The core premise of this guide is that structural misalignment exists between employees and managers. While you may view your manager as a friend, they are primarily the company's first line of defense. Oversharing personal information—even with good intentions—can be used as "ammunition" that leads to being sidelined, passed over for promotions, or managed out.

🚩 10 Things to Keep Private

To avoid "cognitive discounting" and perceived risk, avoid sharing the following:

  1. Financial Stress: Creates "leverage asymmetry"; the company knows you are desperate and may offer lower raises or more unpaid work.
  2. Job Hunting: Once you are seen as a liability rather than an investment, you will be excluded from long-term projects.
  3. Relationship/Divorce Issues: Managers may subconsciously associate emotional instability with professional instability, leading to "protection" that looks like being sidelined.
  4. Health Issues: Beyond legal requirements for accommodations, oversharing can lead to a "perceived productivity risk."
  5. Opinions on Leadership: The "authenticity trap"; your manager may pass your candid critiques up the chain to appear useful to their own superiors.
  6. Side Hustles: This signals a "flight risk" and may lead to scrutiny of your focus or legal disputes over IP ownership.
  7. Family Planning: Due to the "motherhood/fatherhood penalty," signaling a coming leave can lead to being viewed as less committed.
  8. Hatred of the Job: Triggers an "organizational immune response" where the company limits your exposure to important work.
  9. Peer Conflicts: Bringing interpersonal drama to a manager makes you the source of a problem they have to solve, regardless of who is at fault.
  10. Non-Aligned Career Goals: If your 5-year plan doesn't involve the company, they will stop investing in your professional development.

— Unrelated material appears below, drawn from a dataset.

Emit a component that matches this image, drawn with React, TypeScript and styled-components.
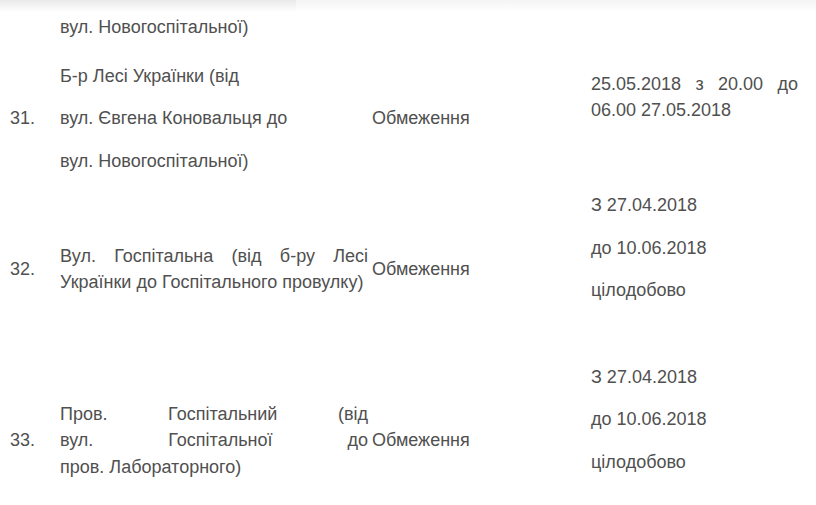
import React from 'react';
import styled, { createGlobalStyle } from 'styled-components';

const GlobalStyle = createGlobalStyle`
  html, body { margin: 0; padding: 0; background: #ffffff; }
  body {
    font-family: "Liberation Sans", Arial, Helvetica, sans-serif;
    font-size: 18px;
    color: #505050;
  }
`;

const Page = styled.div`
  width: 816px;
  height: 505px;
  overflow: hidden;
  background: #ffffff;
`;

const Shade = styled.div`
  display: flex;
  height: 12px;
`;

const ShadePart = styled.div<{ $w?: number; $tone: string }>`
  flex: ${(p) => (p.$w ? `0 0 ${p.$w}px` : '1 1 auto')};
  background: linear-gradient(to bottom, ${(p) => p.$tone}, rgba(255, 255, 255, 0));
`;

const Table = styled.table`
  width: 800px;
  border-collapse: collapse;
  table-layout: fixed;
`;

const Row = styled.tr<{ $h?: number }>`
  height: ${(p) => (p.$h ? `${p.$h}px` : 'auto')};
`;

const Cell = styled.td<{ $num?: boolean; $top?: boolean }>`
  padding: ${(p) => (p.$top ? '2px 2px 0' : '1px 2px')};
  padding-left: ${(p) => (p.$num ? '10px' : '2px')};
  vertical-align: ${(p) => (p.$top ? 'top' : 'middle')};
`;

const Para = styled.p`
  margin: 0 0 16px;
  line-height: 26.4px;
`;

const Line = styled.span<{ $justify?: boolean }>`
  display: block;
  text-align: ${(p) => (p.$justify ? 'justify' : 'left')};
  text-align-last: ${(p) => (p.$justify ? 'justify' : 'left')};
`;

type Cellish = { lines: string[]; justifyAllButLast?: boolean };

const Block: React.FC<Cellish> = ({ lines, justifyAllButLast }) => (
  <Para>
    {lines.map((l, i) => (
      <Line key={i} $justify={justifyAllButLast && i < lines.length - 1}>
        {l}
      </Line>
    ))}
  </Para>
);

const Empty = () => <Para>&nbsp;</Para>;

export default function App() {
  return (
    <Page>
      <GlobalStyle />
      <Shade>
        <ShadePart $w={296} $tone="#e9e9e9" />
        <ShadePart $tone="#f4f4f4" />
      </Shade>
      <Table>
        <colgroup>
          <col style={{ width: 58 }} />
          <col style={{ width: 312 }} />
          <col style={{ width: 219 }} />
          <col style={{ width: 211 }} />
        </colgroup>
        <tbody>
          <Row $h={50}>
            <Cell $num $top />
            <Cell $top>
              <Para>вул. Новогоспітальної)</Para>
            </Cell>
            <Cell $top />
            <Cell $top />
          </Row>
          <Row>
            <Cell $num>
              <Para>31.</Para>
            </Cell>
            <Cell>
              <Para>Б-р Лесі Українки (від</Para>
              <Para>вул. Євгена Коновальця до</Para>
              <Para>вул. Новогоспітальної)</Para>
            </Cell>
            <Cell>
              <Para>Обмеження</Para>
            </Cell>
            <Cell>
              <Block lines={['25.05.2018 з 20.00 до', '06.00 27.05.2018']} justifyAllButLast />
              <Empty />
            </Cell>
          </Row>
          <Row>
            <Cell $num>
              <Para>32.</Para>
            </Cell>
            <Cell>
              <Block
                lines={['Вул. Госпітальна (від б-ру Лесі', 'Українки до Госпітального провулку)']}
                justifyAllButLast
              />
            </Cell>
            <Cell>
              <Para>Обмеження</Para>
            </Cell>
            <Cell>
              <Para>З 27.04.2018</Para>
              <Para>до 10.06.2018</Para>
              <Para>цілодобово</Para>
              <Empty />
            </Cell>
          </Row>
          <Row>
            <Cell $num>
              <Para>33.</Para>
            </Cell>
            <Cell>
              <Block
                lines={['Пров. Госпітальний (від', 'вул. Госпітальної до', 'пров. Лабораторного)']}
                justifyAllButLast
              />
            </Cell>
            <Cell>
              <Para>Обмеження</Para>
            </Cell>
            <Cell>
              <Para>З 27.04.2018</Para>
              <Para>до 10.06.2018</Para>
              <Para>цілодобово</Para>
              <Empty />
            </Cell>
          </Row>
        </tbody>
      </Table>
    </Page>
  );
}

💡 The Key Takeaway: Strategic Self-Disclosure

The goal is not to be robotic or paranoid, but to be intentional.

  • The Mindset: Understand that you are a resource in a system. Play by strategic rules, not emotional ones.
  • The Approach: Be warm, personable, and human, but maintain strict internal boundaries regarding information that could negatively impact your leverage or perception.
  • The Result: By controlling your narrative, you move from being reactive to being intentional, protecting yourself from the "unwritten rules" of corporate dynamics.